At_the_Start_JFK 50 Mile Challenge 50th Anniversary

It was a true honor to be asked to be the starter for the JFK 50 Mile Challenge at Sneem, Irelandon the Ring of Kerry. It was May 26. 2013. This is just before the start at 5am. Holding the flag and representing the US was a very stirring moment. It was made even more stirring because the flag belong to the local hotel owner whose brother died in Vietnam. The flag had been draped on his coffin. I was wearing my 1st Infantry Division cap.

I was there because I had walked the original 50-mile challenge in 1963, and the 50th anniversary was too tempting…too symmetrical…to pass up. I walked it in 17 hours. (A hour quicker than at age 20!). It was a beautiful walk through the Irish countryside with wonderful people and terrific support from many volunteers.

Here is an essay I wrote for the Veterans Administration Arts Festival:

50 Years/50 Miles

If I took one step I would have to take another…and another. For hours. I knew then that there would be no quitting—for any reason.

At 5:00 AM it was already getting light in that southwest chunk of Irish land that sticks out into the Atlantic Ocean. The air was wet and cool in the tiny village of Sneem, on the Ring of Kerry. The event organizer asked me if I would mind being the starter for the JFK 50 Mile Challenge. Mind? No, of course not. But as I stood there with the 40 or so eager, laughing walkers, a flood of meaning rolled over me like an unexpected tide.

This was the 50th anniversary of John Kennedy’s 1963 challenge to US military officers to hike 50 miles. Bobby Kennedy, the Attorney General, and always gung ho younger brother, did it in one day. Wow! It became an international craze immediately.

I was a hotshot ROTC cadet, and after a late night of partying in a nearby canyon, I took to the highway with a goofy mob of Tucson folks who had never walked more than a few miles in their lives. Eighteen hours later I limped by myself into a Benson truck stop.  Humbled, but I did it.

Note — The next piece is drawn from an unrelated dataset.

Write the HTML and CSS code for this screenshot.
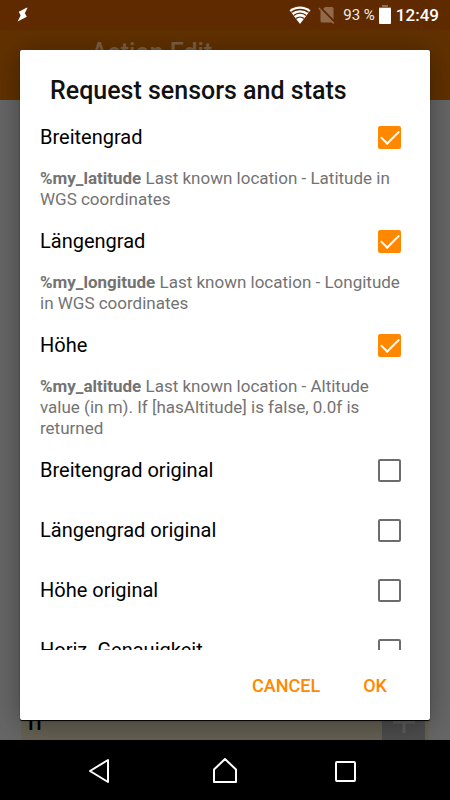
FILE: index.html
```html
<!DOCTYPE html>
<html lang="de">
<head>
<meta charset="utf-8">
<meta name="viewport" content="width=device-width, initial-scale=1">
<title>Request sensors and stats</title>
<link rel="stylesheet" href="styles.css">
</head>
<body>
<header class="status">
  <svg class="status-bolt" width="12" height="16" viewBox="0 0 12 16" aria-hidden="true"><path d="M9.500 .8 1.800 4.800 3.600 8.600 .6 14.400 9.800 9.800 7.800 6.200 10.600 .8Z" fill="#fff"/></svg>
  <svg class="status-wifi" width="22" height="20" viewBox="0 0 22 20" aria-hidden="true">
    <path d="M11 19 .5 5.2C6.500 .3 15.500 .3 21.500 5.200Z" fill="#fff"/>
    <path d="M2.300 7.500C7.200 3.500 14.800 3.500 19.700 7.500M4.700 10.600C8.300 7.400 13.700 7.400 17.300 10.600M7 13.600C9.300 11.500 12.700 11.500 15 13.600" fill="none" stroke="#5f2a00" stroke-width="1.300"/>
  </svg>
  <svg class="status-sim" width="18" height="18" viewBox="0 0 18 18" aria-hidden="true">
    <path d="M7 1H14Q15.500 1 15.500 2.500V15Q15.500 16.500 14 16.500H4Q2.500 16.500 2.500 15V5.500Z" fill="#916a4d"/>
    <path d="M2.500 1.500 17.500 17" stroke="#5f2a00" stroke-width="2"/>
    <path d="M.8 2 15.800 17.500" stroke="#916a4d" stroke-width="1.500"/>
  </svg>
  <span class="status-level">93 %</span>
  <svg class="status-battery" width="12" height="20" viewBox="0 0 12 20" aria-hidden="true"><path d="M3 0H9V2H12V4H0V2H3Z" fill="#916a4d"/><rect y="3" width="12" height="16" rx="1" fill="#fff"/></svg>
  <time class="status-time">12:49</time>
</header>

<main class="screen">
  <div class="app">
    <div class="app-bar">Action Edit</div>
    <div class="app-body"></div>
    <div class="app-footer">
      <span class="app-if">If</span>
      <span class="app-add"><svg width="24" height="24" viewBox="0 0 24 24" aria-hidden="true"><path d="M12 1V23M1 12H23" stroke="#5e5e5e" stroke-width="3"/></svg></span>
    </div>
  </div>

  <div class="overlay">
    <form class="dialog" role="dialog" aria-labelledby="title">
      <h1 class="dialog-title" id="title">Request sensors and stats</h1>
      <div class="options">
        <label class="option">Breitengrad<input class="check" type="checkbox" checked></label>
        <p class="note"><b>%my_latitude</b> Last known location - Latitude in WGS coordinates</p>
        <label class="option">Längengrad<input class="check" type="checkbox" checked></label>
        <p class="note"><b>%my_longitude</b> Last known location - Longitude in WGS coordinates</p>
        <label class="option">Höhe<input class="check" type="checkbox" checked></label>
        <p class="note"><b>%my_altitude</b> Last known location - Altitude value (in m). If [hasAltitude] is false, 0.0f is returned</p>
        <label class="option">Breitengrad original<input class="check" type="checkbox"></label>
        <label class="option">Längengrad original<input class="check" type="checkbox"></label>
        <label class="option">Höhe original<input class="check" type="checkbox"></label>
        <label class="option">Horiz. Genauigkeit<input class="check" type="checkbox"></label>
      </div>
      <div class="actions">
        <button class="action" type="button">CANCEL</button>
        <button class="action" type="button">OK</button>
      </div>
    </form>
  </div>
</main>

<nav class="nav">
  <button class="nav-button" type="button" aria-label="Back"><svg width="26" height="28" viewBox="0 0 26 28"><path d="M18 4V26L0 15Z" fill="none" stroke="#fff" stroke-width="2" stroke-linejoin="round"/></svg></button>
  <button class="nav-button" type="button" aria-label="Home"><svg width="26" height="28" viewBox="0 0 26 28"><path d="M13 3 24 13.500V26H2V13.500Z" fill="none" stroke="#fff" stroke-width="2" stroke-linejoin="round"/></svg></button>
  <button class="nav-button" type="button" aria-label="Recent apps"><svg width="26" height="28" viewBox="0 0 26 28"><rect x="2" y="6" width="19" height="19" rx="1" fill="none" stroke="#fff" stroke-width="2"/></svg></button>
</nav>
</body>
</html>
```
FILE: styles.css
```css
* {
  box-sizing: border-box;
}

body {
  margin: 0;
  height: 100vh;
  display: grid;
  grid-template-rows: 30px minmax(0, 1fr) 60px;
  font-family: Roboto, "Liberation Sans", sans-serif;
  background: #000;
  overflow: hidden;
}

button {
  font: inherit;
  border: 0;
  background: none;
  padding: 0;
}

.status {
  display: flex;
  align-items: center;
  padding: 0 11px 0 17px;
  background: #5f2a00;
  color: #fff;
}

.status-wifi {
  margin-left: auto;
}

.status-sim {
  margin-left: 7px;
}

.status-level {
  margin-left: 7px;
  font-size: 15px;
  color: #f3ece8;
}

.status-battery {
  margin: 0 5px 0 4px;
}

.status-time {
  font-size: 17px;
  font-weight: 500;
}

.screen {
  display: grid;
  grid-template: minmax(0, 1fr) / minmax(0, 1fr);
  overflow: hidden;
}

.app,
.overlay {
  grid-area: 1 / 1;
}

.app {
  display: flex;
  flex-direction: column;
  background: #666;
}

.app-bar {
  height: 70px;
  padding: 9px 0 0 91px;
  background: #613100;
  color: #7a6046;
  font-size: 25px;
  line-height: 28px;
  font-weight: 500;
}

.app-body {
  flex: 1;
}

.app-footer {
  display: flex;
  justify-content: space-between;
  height: 36px;
  margin: 0 21px;
  padding-right: 4px;
  background: #666154;
}

.app-if {
  padding: 3px 0 0 6px;
  font-size: 28px;
  line-height: 28px;
}

.app-add {
  display: grid;
  place-items: center;
  width: 43px;
  background: #4d4d4d;
}

.overlay {
  z-index: 1;
  display: flex;
  padding: 20px;
}

.dialog {
  flex: 1;
  min-width: 0;
  display: flex;
  flex-direction: column;
  border-radius: 2px;
  background: #fff;
  box-shadow: 0 1px 1px #000, 0 4px 28px rgba(0, 0, 0, 0.35);
}

.dialog-title {
  margin: 0;
  padding: 26px 30px 0;
  height: 57px;
  font-size: 25px;
  line-height: 30px;
  font-weight: 500;
  color: #111;
}

.options {
  flex: 1;
  min-height: 0;
  overflow: hidden;
}

.option {
  display: flex;
  align-items: center;
  justify-content: space-between;
  height: 60px;
  padding: 0 29px 0 20px;
  font-size: 20px;
  color: #000;
}

.check {
  appearance: none;
  width: 23px;
  height: 23px;
  margin: 0;
  border: 2px solid #6c6c6c;
  border-radius: 2px;
}

.check:checked {
  display: grid;
  place-items: center;
  border-color: #ff8800;
  background: #ff8800;
}

.check:checked::before {
  content: "";
  width: 16px;
  height: 8px;
  margin-top: -4px;
  border: solid #fff;
  border-width: 0 0 2px 2px;
  transform: rotate(-45deg);
}

.note {
  margin: 0;
  padding: 1px 20px;
  font-size: 17px;
  line-height: 21px;
  color: #737373;
}

.actions {
  display: flex;
  justify-content: flex-end;
  gap: 43px;
  height: 70px;
  padding-right: 43px;
}

.action {
  font-size: 18px;
  font-weight: 500;
  color: #ff8800;
}

.nav {
  display: flex;
  justify-content: center;
  align-items: center;
  gap: 96px;
  background: #000;
}

.nav-button {
  display: grid;
}

.nav-button svg {
  overflow: visible;
}
```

So in May, 2013, I was the only relic of the original walk—few in the crowd had been alive in 1963.Nor their parents in some cases. And I was the only American. I began to get a feel for how much Kennedy had meant to the Irish. A man handed me an American flag that was always raised and lowered to start the walk. He looked at my 1st Division cap and told me the flag had draped the coffin of his brother-in-law who was killed in Vietnam.

As the morning brightened, the understanding became clearer. This was not just a stroll through the Irish countryside; this was a walk that had taken 50 years—almost! It wouldn’t be finished until I walked every one of those miles—one for every year. So many people…Vietnam buddies, kids, parents, friends, people I loved and people I fought…were walking with me in my mind. They were giving me the strength and endurance to keep going through the cold drizzle when the mountain roads got steep and the day wore on. There was a memory with every step.

After seventeen hours I crossed the line, and a new 50 years was beginning. I knew I would have the strength to go on…to face whatever came next.